**Short exercise:** Look through the lines below and extract each one that contains "components".

>> begin Given material

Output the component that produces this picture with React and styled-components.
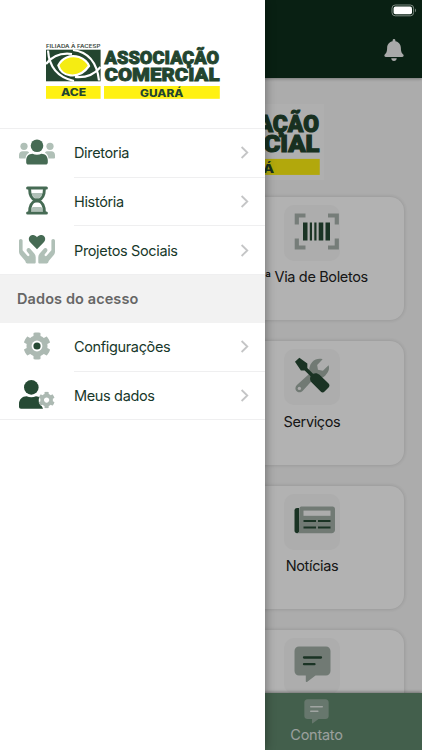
import styled, { createGlobalStyle } from 'styled-components';
import { FaBell, FaCog } from 'react-icons/fa';

const Logo = ({ wide }) => (
  <LogoSvg viewBox="0 0 174 58" $wide={wide}>
    <text x="0" y="4.8" fontSize="4.9" fontWeight="600" fill="#3c4a42" textLength="54.5" lengthAdjust="spacingAndGlyphs">
      FILIADA À FACESP
    </text>
    <rect x="0" y="6.7" width="54.6" height="31.6" fill="#23452f" />
    <g fill="none" stroke="#fff" strokeWidth="2.2">
      <path d="M2 7.5C3 22 10 34 28 38" />
      <path d="M27 7C43 9 51 20 53 37.5" />
      <path d="M0 21C7 12 15 9.5 26 11" />
      <path d="M54.6 24C48 32 40 35 29 34" />
    </g>
    <path
      d="M12.3 22.5C16 15 24 11.5 33 14C38 15.8 41.5 19 43 23C38 30 32 33.2 24.5 32.4C18 31.6 14 28 12.3 22.5Z"
      fill="#f5ec12"
      stroke="#fff"
      strokeWidth="2.2"
    />
    <g fill="#23452f" stroke="#23452f" strokeWidth="0.9" fontWeight="900" fontFamily="Roboto">
      <text x="58.6" y="21.2" fontSize="18.4" textLength="114.6" lengthAdjust="spacingAndGlyphs">ASSOCIAÇÃO</text>
      <text x="58.6" y="37.8" fontSize="19" textLength="115" lengthAdjust="spacingAndGlyphs">COMERCIAL</text>
    </g>
    <rect x="0" y="43" width="54.6" height="12.8" fill="#fff112" />
    <rect x="58" y="43" width="115.8" height="12.8" fill="#fff112" />
    <g fill="#23452f" fontWeight="800">
      <text x="15" y="53" fontSize="10.4" textLength="25.2" lengthAdjust="spacingAndGlyphs">ACE</text>
      <text x="94" y="54" fontSize="9.8" textLength="43.4" lengthAdjust="spacingAndGlyphs">GUARÁ</text>
    </g>
  </LogoSvg>
);

const PeopleIcon = () => (
  <svg width="36" height="26" viewBox="0 0 36 26">
    <g fill="#b0c0b7">
      <circle cx="5" cy="7.3" r="3.6" />
      <circle cx="31" cy="7.3" r="3.6" />
      <path d="M3.6 12.3H7.2C8.5 12.3 9.5 12.8 10.2 13.6C7.8 15 6.8 17 6.5 19.6H1.2C.5 19.6 0 19.1 0 18.4V16C0 13.9 1.6 12.3 3.6 12.3ZM32.4 12.3H28.8C27.5 12.3 26.5 12.8 25.8 13.6C28.2 15 29.2 17 29.5 19.6H34.8C35.5 19.6 36 19.1 36 18.4V16C36 13.9 34.4 12.3 32.4 12.3Z" />
    </g>
    <g fill="#466b54">
      <circle cx="18" cy="6.7" r="6.3" />
      <path d="M13.5 14.8C15 15.4 16.4 15.7 18 15.7C19.6 15.7 21 15.4 22.5 14.8C26.3 14.8 28.8 17.6 28.8 21.3V23.4C28.8 24.6 27.9 25.5 26.7 25.5H9.3C8.1 25.5 7.2 24.6 7.2 23.4V21.3C7.2 17.6 9.7 14.8 13.5 14.8Z" />
    </g>
  </svg>
);

const HourglassIcon = () => (
  <svg width="22" height="29" viewBox="0 0 22 29">
    <path d="M5.3 7H16.7C15.6 10.2 13.6 12.5 11 13.4C8.4 12.5 6.4 10.2 5.3 7ZM5 25C5.2 22.9 5.8 22 6.8 21H15.2C16.2 22 16.8 22.9 17 25Z" fill="#b0c0b7" />
    <path d="M3.6 3C3.6 8.5 6 13 9.6 14.5C6 16 3.6 20.5 3.6 26M18.4 3C18.4 8.5 16 13 12.4 14.5C16 16 18.4 20.5 18.4 26" fill="none" stroke="#466b54" strokeWidth="2.9" />
    <path d="M8 12.6H14L12.8 14.5L14 16.4H8L9.2 14.5Z" fill="#466b54" />
    <path d="M1.6 2H20.4M1.6 27H20.4" stroke="#466b54" strokeWidth="3" strokeLinecap="round" />
  </svg>
);

const handPath =
  'M0 5.7C0 4.6.8 3.9 1.8 3.9S3.6 4.7 3.6 5.7V15.2L8.4 20.8C9.5 21.8 11 20.5 10.2 19.3L8 16.5C7.2 15.3 7.5 14.1 8.4 13.5C9.3 12.8 10.6 13 11.4 13.9L15.3 18.5C16.2 19.6 16.7 20.8 16.7 22.2V27.2C16.7 28 16.2 28.5 15.4 28.5H8.2C7.4 28.5 7 28 6.7 27.3L6.3 26L1 19.7C.3 18.8 0 17.9 0 16.8Z';

const HandsIcon = () => (
  <svg width="36" height="29" viewBox="0 0 36 29">
    <path d={handPath} fill="#b0c0b7" />
    <path d={handPath} fill="#b0c0b7" transform="translate(36 0) scale(-1 1)" />
    <path d="M18 14.2L11.2 7.3C9.3 5.3 9.4 2.3 11.4.8C13.5-.8 16.3.1 18 2.2C19.7.1 22.5-.8 24.6.8C26.6 2.3 26.7 5.3 24.8 7.3Z" fill="#466b54" />
  </svg>
);

const GearIcon = () => (
  <svg width="28" height="28" viewBox="0 0 28 28">
    <FaCog size={28} color="#acb9b2" />
    <circle cx="14" cy="14" r="5.4" fill="#fff" />
    <circle cx="14" cy="14" r="3.6" fill="#264a34" />
  </svg>
);

const UserGearIcon = () => (
  <svg width="36" height="29" viewBox="0 0 36 29">
    <g fill="#264a34">
      <circle cx="12.3" cy="7.4" r="7.3" />
      <path d="M7.6 16.3C10.6 17.7 14 17.7 17 16.3C19 16.4 20 16.8 21 17.5L19.7 22L22.8 26L24 28.7H2C.8 28.7 0 27.9 0 26.7V24C0 19.6 3.2 16.3 7.6 16.3Z" />
    </g>
    <circle cx="27.7" cy="20" r="8" fill="#fff" />
    <FaCog x="19.2" y="11.6" size={16.8} color="#acb9b2" />
  </svg>
);

const BarcodeIcon = () => (
  <svg width="46" height="37" viewBox="0 0 46 37">
    <path d="M2.8 11.5V2.5H11.5M34 2.5H42.8V11.5M42.8 25.5V34.5H34M11.5 34.5H2.8V25.5" fill="none" stroke="#a9b4ae" strokeWidth="4.2" />
    <path d="M9 9.5H13.5V27.5H9ZM15.8 9.5H18V27.5H15.8ZM20.3 9.5H22.5V27.5H20.3ZM24.7 9.5H29.3V27.5H24.7ZM31.5 9.5H36V27.5H31.5Z" fill="#264a34" />
  </svg>
);

const ToolsIcon = () => (
  <svg width="37" height="37" viewBox="0 0 38 38">
    <path d="M16 17L3 28.8C1 30.8 1 33.3 2.5 35S7 36.8 8.8 35L21 21.6C25 22.7 29 22 32 19.2C35.5 16 36.8 12 35.5 8.6L29.7 14.2L24.6 13.2L23.8 8.3L29.4 2.3C25.5 1.3 21.5 2.2 18.7 5.2C15.8 8.5 15 12.8 16 17Z" fill="#a2afa7" />
    <circle cx="5.5" cy="32.3" r="1.7" fill="#f7f7f7" />
    <path d="M1 5L5.5 .7L13.7 6.8V11.2L19.6 17.1C22 16.1 24.4 16.5 26.2 18.3L35.5 27.3C36.7 28.5 36.7 30 35.5 31.2L31.4 35.4C30.2 36.7 28.6 36.7 27.4 35.4L18.2 26.2C16.4 24.4 16 22 17 19.7L11 13.8H7.1Z" fill="#264a34" />
  </svg>
);

const NewsIcon = () => (
  <svg width="42" height="28" viewBox="0 0 42 28">
    <path d="M5 2H3C1.5 2 .5 3 .5 4.5V24.5C.5 28.2 5.5 28.2 5.5 24.5Z" fill="#264a34" />
    <path d="M7.5 .5H38.5C40 .5 41 1.5 41 3V24C41 26 39.5 27.2 37.7 27.2H3C4.8 26.8 5.3 25.5 5.3 24V3C5.3 1.5 6 .5 7.5 .5Z" fill="#a2afa7" />
    <rect x="9.5" y="4.6" width="27" height="5.2" fill="#f7f7f7" />
    <path d="M9.5 15H22M24 15H36.5M9.5 21.6H22M24 21.6H36.5" stroke="#264a34" strokeWidth="2" />
  </svg>
);

const ChatIcon = ({ size = 37, fill = '#a2afa7', line = '#264a34' }) => (
  <svg width={size} height={size} viewBox="0 0 37 37">
    <path d="M5 .5H32C34.5 .5 36.5 2.5 36.5 5V25C36.5 27.5 34.5 29.5 32 29.5H21.5L13 35.9C12.4 36.3 11.8 36 11.8 35.3V29.5H5C2.5 29.5 .5 27.5 .5 25V5C.5 2.5 2.5 .5 5 .5Z" fill={fill} />
    <path d="M10 11.5H27M10 18.2H20.5" stroke={line} strokeWidth="2.3" strokeLinecap="round" />
  </svg>
);

const Chevron = () => (
  <svg width="9" height="13" viewBox="0 0 9 13">
    <path d="M1.6 1L7.3 6.5L1.6 12" fill="none" stroke="#c4c5c6" strokeWidth="1.8" />
  </svg>
);

const cards = [
  { id: 1, text: '2ª Via de Boletos', icon: <BarcodeIcon /> },
  { id: 2, text: 'Serviços', icon: <ToolsIcon /> },
  { id: 3, text: 'Notícias', icon: <NewsIcon /> },
  { id: 4, text: '', icon: <ChatIcon /> },
];

const menu = [
  { id: 1, text: 'Diretoria', icon: <PeopleIcon /> },
  { id: 2, text: 'História', icon: <HourglassIcon /> },
  { id: 3, text: 'Projetos Sociais', icon: <HandsIcon /> },
];

const access = [
  { id: 4, text: 'Configurações', icon: <GearIcon /> },
  { id: 5, text: 'Meus dados', icon: <UserGearIcon /> },
];

const MenuList = ({ items }) => (
  <List>
    {items.map(({ id, text, icon }) => (
      <MenuRow key={id}>
        <MenuIcon>{icon}</MenuIcon>
        <MenuLabel>
          <span>{text}</span>
          <Chevron />
        </MenuLabel>
      </MenuRow>
    ))}
  </List>
);

const App = () => {
  return (
    <Screen>
      <GlobalStyle />
      <Home>
        <Header>
          <FaBell size={22} color="#f3f3f3" />
        </Header>
        <Content>
          <Banner>
            <Logo wide />
          </Banner>
          <Cards>
            {cards.map(({ id, text, icon }) => (
              <Card key={id}>
                <Tile>{icon}</Tile>
                <CardLabel>{text}</CardLabel>
              </Card>
            ))}
          </Cards>
        </Content>
        <TabBar>
          <Tab>
            <ChatIcon size={25} fill="#94ab9c" line="#e6ece8" />
            <span>Contato</span>
          </Tab>
        </TabBar>
      </Home>
      <Backdrop />
      <Drawer>
        <DrawerTop>
          <Logo />
        </DrawerTop>
        <MenuList items={menu} />
        <SectionTitle>Dados do acesso</SectionTitle>
        <MenuList items={access} />
      </Drawer>
      <Battery>
        <svg width="26" height="13" viewBox="0 0 26 13">
          <rect x="1" y="1" width="21.6" height="10.8" rx="3.2" fill="none" stroke="#7d8a82" />
          <rect x="2.6" y="2.6" width="18.4" height="7.6" rx="1.8" fill="#fff" />
          <path d="M24 4.6C25.3 5.1 25.3 7.7 24 8.2Z" fill="#7d8a82" />
        </svg>
      </Battery>
    </Screen>
  );
};
export default App;

const GlobalStyle = createGlobalStyle`
  * {
    box-sizing: border-box;
  }
  body {
    margin: 0;
    font-family: Inter, 'Liberation Sans', sans-serif;
  }
  svg {
    display: block;
    flex-shrink: 0;
  }
`;

const Screen = styled.div`
  position: relative;
  width: 422px;
  height: 750px;
  overflow: hidden;
`;

const Home = styled.main`
  display: flex;
  flex-direction: column;
  height: 100%;
  background: #f7f7f7;
`;

const Header = styled.header`
  display: flex;
  align-items: flex-end;
  justify-content: flex-end;
  height: 77.5px;
  flex-shrink: 0;
  padding: 0 17px 17px;
  background: #0e2f1c;
  box-shadow: 0 1px 3px rgba(0, 0, 0, 0.3);
`;

const Content = styled.div`
  flex: 1;
  min-height: 0;
  overflow: hidden;
`;

const Banner = styled.div`
  display: flex;
  justify-content: center;
  width: 226px;
  height: 76px;
  margin: 26px auto 17px;
  padding-top: 1px;
  background: #fbfbfb;
`;

const LogoSvg = styled.svg`
  width: ${({ $wide }) => ($wide ? '218px' : '174px')};
  height: ${({ $wide }) => ($wide ? '72.7px' : '58px')};
  overflow: visible;
`;

const Cards = styled.div`
  display: grid;
  gap: 21px;
  padding: 0 18px 0 220px;
`;

const Card = styled.div`
  display: flex;
  flex-direction: column;
  align-items: center;
  height: 123.6px;
  padding-top: 8px;
  border-radius: 14px;
  background: #fff;
  box-shadow: 0 0 4px rgba(0, 0, 0, 0.16);
`;

const Tile = styled.div`
  display: flex;
  align-items: center;
  width: 56px;
  height: 56px;
  flex-shrink: 0;
  padding: 0 0 3px 10px;
  border-radius: 10px;
  background: #f8f8f8;
`;

const CardLabel = styled.span`
  margin-top: 7.5px;
  font-size: 14.5px;
  line-height: 18px;
  letter-spacing: -0.36px;
  white-space: nowrap;
  color: #222;
`;

const TabBar = styled.nav`
  display: flex;
  height: 57.5px;
  flex-shrink: 0;
  padding-left: 211px;
  background: #61896d;
  box-shadow: 0 -1px 3px rgba(0, 0, 0, 0.35);
  z-index: 1;
`;

const Tab = styled.div`
  display: flex;
  flex-direction: column;
  align-items: center;
  gap: 2px;
  width: 211px;
  padding-top: 6px;
  font-size: 14.5px;
  letter-spacing: -0.25px;
  color: #dfe5e1;
`;

const Backdrop = styled.div`
  position: absolute;
  inset: 0;
  z-index: 2;
  background: rgba(0, 0, 0, 0.3);
`;

const Drawer = styled.aside`
  position: absolute;
  inset: 0 auto 0 0;
  z-index: 3;
  width: 265px;
  background: #fff;
  box-shadow: 0 0 10px rgba(0, 0, 0, 0.4);
`;

const DrawerTop = styled.div`
  display: flex;
  height: 129px;
  padding: 43px 0 0 46px;
  border-bottom: 1px solid #efeff0;
`;

const List = styled.ul`
  margin: 0;
  padding: 0;
  list-style: none;
`;

const MenuRow = styled.li`
  display: flex;
  height: 48.7px;
  border-bottom: 1px solid transparent;
  &:last-child {
    border-color: #efeff0;
  }
`;

const MenuIcon = styled.div`
  display: flex;
  align-items: center;
  justify-content: center;
  width: 74px;
  padding-bottom: 2px;
`;

const MenuLabel = styled.div`
  display: flex;
  flex: 1;
  align-items: center;
  justify-content: space-between;
  padding-right: 16px;
  font-size: 14.5px;
  letter-spacing: -0.35px;
  color: #17382a;
  ${MenuRow}:not(:last-child) & {
    box-shadow: 0 1px #efeff0;
  }
`;

const SectionTitle = styled.h2`
  display: flex;
  align-items: center;
  height: 48px;
  margin: 0;
  padding: 0 0 2px 17px;
  font-size: 14.5px;
  font-weight: 600;
  letter-spacing: 0.1px;
  color: #666;
  background: #f2f2f2;
`;

const Battery = styled.div`
  position: absolute;
  top: 4px;
  right: 5px;
  z-index: 4;
`;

>> end Given material

**Answer to the problem:**
Output the component that produces this picture with React and styled-components.
import styled, { createGlobalStyle } from 'styled-components';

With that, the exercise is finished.